## Prompt
Copy nothing but the text: reproduce each line of the listing exactly and leave the pictures out.
start Material provided
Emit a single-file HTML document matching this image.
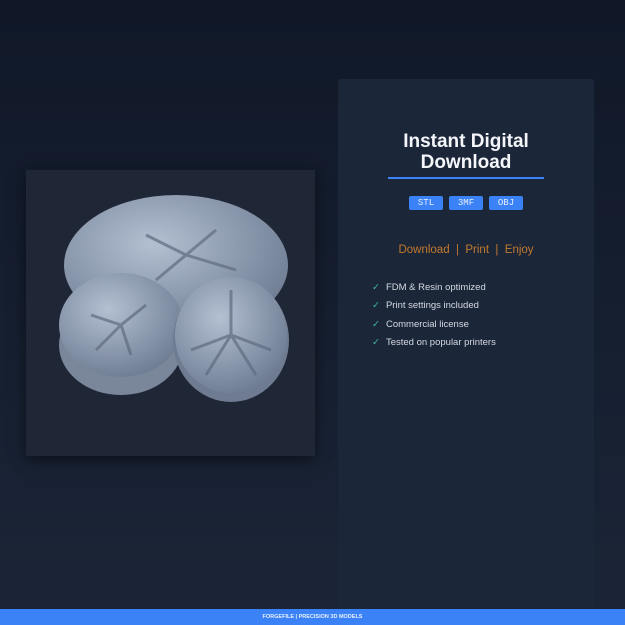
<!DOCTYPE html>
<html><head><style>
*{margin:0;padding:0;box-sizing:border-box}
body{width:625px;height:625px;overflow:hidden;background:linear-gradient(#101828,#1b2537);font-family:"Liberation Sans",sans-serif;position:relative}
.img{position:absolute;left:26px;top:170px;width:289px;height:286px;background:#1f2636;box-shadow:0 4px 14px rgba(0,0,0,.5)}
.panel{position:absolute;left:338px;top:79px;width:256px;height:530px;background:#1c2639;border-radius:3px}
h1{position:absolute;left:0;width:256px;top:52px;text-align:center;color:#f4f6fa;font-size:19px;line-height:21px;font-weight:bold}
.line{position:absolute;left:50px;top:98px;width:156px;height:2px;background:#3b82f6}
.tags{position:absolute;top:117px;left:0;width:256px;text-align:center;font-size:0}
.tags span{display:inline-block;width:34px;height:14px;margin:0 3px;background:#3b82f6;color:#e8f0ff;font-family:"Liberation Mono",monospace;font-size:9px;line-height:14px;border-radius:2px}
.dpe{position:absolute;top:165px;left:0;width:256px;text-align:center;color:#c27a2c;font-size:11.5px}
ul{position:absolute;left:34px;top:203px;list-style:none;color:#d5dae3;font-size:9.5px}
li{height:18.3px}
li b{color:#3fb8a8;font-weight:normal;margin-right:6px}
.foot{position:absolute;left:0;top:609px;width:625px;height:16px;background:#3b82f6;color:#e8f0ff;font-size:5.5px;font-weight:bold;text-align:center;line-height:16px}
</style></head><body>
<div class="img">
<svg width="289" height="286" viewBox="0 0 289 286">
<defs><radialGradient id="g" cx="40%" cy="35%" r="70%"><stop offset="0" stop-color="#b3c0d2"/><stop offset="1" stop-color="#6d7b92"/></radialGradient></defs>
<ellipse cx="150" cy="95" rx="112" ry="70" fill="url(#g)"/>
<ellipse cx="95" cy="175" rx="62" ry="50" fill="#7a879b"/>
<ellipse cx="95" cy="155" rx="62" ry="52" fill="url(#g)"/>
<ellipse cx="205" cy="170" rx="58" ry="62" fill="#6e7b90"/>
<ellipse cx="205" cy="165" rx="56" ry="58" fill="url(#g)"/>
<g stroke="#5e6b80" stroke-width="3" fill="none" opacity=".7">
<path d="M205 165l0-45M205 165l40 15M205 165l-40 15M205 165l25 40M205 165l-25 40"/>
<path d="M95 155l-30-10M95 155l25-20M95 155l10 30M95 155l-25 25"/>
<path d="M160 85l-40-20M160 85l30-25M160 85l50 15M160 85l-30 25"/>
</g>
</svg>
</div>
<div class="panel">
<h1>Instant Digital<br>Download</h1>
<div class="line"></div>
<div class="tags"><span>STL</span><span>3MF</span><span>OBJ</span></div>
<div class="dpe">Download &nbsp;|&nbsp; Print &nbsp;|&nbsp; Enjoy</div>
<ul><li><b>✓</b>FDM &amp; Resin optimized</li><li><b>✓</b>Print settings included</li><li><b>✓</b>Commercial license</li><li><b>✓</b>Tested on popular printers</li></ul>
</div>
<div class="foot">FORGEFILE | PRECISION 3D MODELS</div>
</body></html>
end Material provided
## Finished task
Emit a single-file HTML document matching this image.
<!DOCTYPE html>
<html><head><style>
*{margin:0;padding:0;box-sizing:border-box}
body{width:625px;height:625px;overflow:hidden;background:linear-gradient(#101828,#1b2537);font-family:"Liberation Sans",sans-serif;position:relative}
.img{position:absolute;left:26px;top:170px;width:289px;height:286px;background:#1f2636;box-shadow:0 4px 14px rgba(0,0,0,.5)}
.panel{position:absolute;left:338px;top:79px;width:256px;height:530px;background:#1c2639;border-radius:3px}
h1{position:absolute;left:0;width:256px;top:52px;text-align:center;color:#f4f6fa;font-size:19px;line-height:21px;font-weight:bold}
.line{position:absolute;left:50px;top:98px;width:156px;height:2px;background:#3b82f6}
.tags{position:absolute;top:117px;left:0;width:256px;text-align:center;font-size:0}
.tags span{display:inline-block;width:34px;height:14px;margin:0 3px;background:#3b82f6;color:#e8f0ff;font-family:"Liberation Mono",monospace;font-size:9px;line-height:14px;border-radius:2px}
.dpe{position:absolute;top:165px;left:0;width:256px;text-align:center;color:#c27a2c;font-size:11.5px}
ul{position:absolute;left:34px;top:203px;list-style:none;color:#d5dae3;font-size:9.5px}
li{height:18.3px}
li b{color:#3fb8a8;font-weight:normal;margin-right:6px}
.foot{position:absolute;left:0;top:609px;width:625px;height:16px;background:#3b82f6;color:#e8f0ff;font-size:5.5px;font-weight:bold;text-align:center;line-height:16px}
</style></head><body>
<div class="img">
<svg width="289" height="286" viewBox="0 0 289 286">
<defs><radialGradient id="g" cx="40%" cy="35%" r="70%"><stop offset="0" stop-color="#b3c0d2"/><stop offset="1" stop-color="#6d7b92"/></radialGradient></defs>
<ellipse cx="150" cy="95" rx="112" ry="70" fill="url(#g)"/>
<ellipse cx="95" cy="175" rx="62" ry="50" fill="#7a879b"/>
<ellipse cx="95" cy="155" rx="62" ry="52" fill="url(#g)"/>
<ellipse cx="205" cy="170" rx="58" ry="62" fill="#6e7b90"/>
<ellipse cx="205" cy="165" rx="56" ry="58" fill="url(#g)"/>
<g stroke="#5e6b80" stroke-width="3" fill="none" opacity=".7">
<path d="M205 165l0-45M205 165l40 15M205 165l-40 15M205 165l25 40M205 165l-25 40"/>
<path d="M95 155l-30-10M95 155l25-20M95 155l10 30M95 155l-25 25"/>
<path d="M160 85l-40-20M160 85l30-25M160 85l50 15M160 85l-30 25"/>
</g>
</svg>
</div>
<div class="panel">
<h1>Instant Digital<br>Download</h1>
<div class="line"></div>
<div class="tags"><span>STL</span><span>3MF</span><span>OBJ</span></div>
<div class="dpe">Download &nbsp;|&nbsp; Print &nbsp;|&nbsp; Enjoy</div>
<ul><li><b>✓</b>FDM &amp; Resin optimized</li><li><b>✓</b>Print settings included</li><li><b>✓</b>Commercial license</li><li><b>✓</b>Tested on popular printers</li></ul>
</div>
<div class="foot">FORGEFILE | PRECISION 3D MODELS</div>
</body></html>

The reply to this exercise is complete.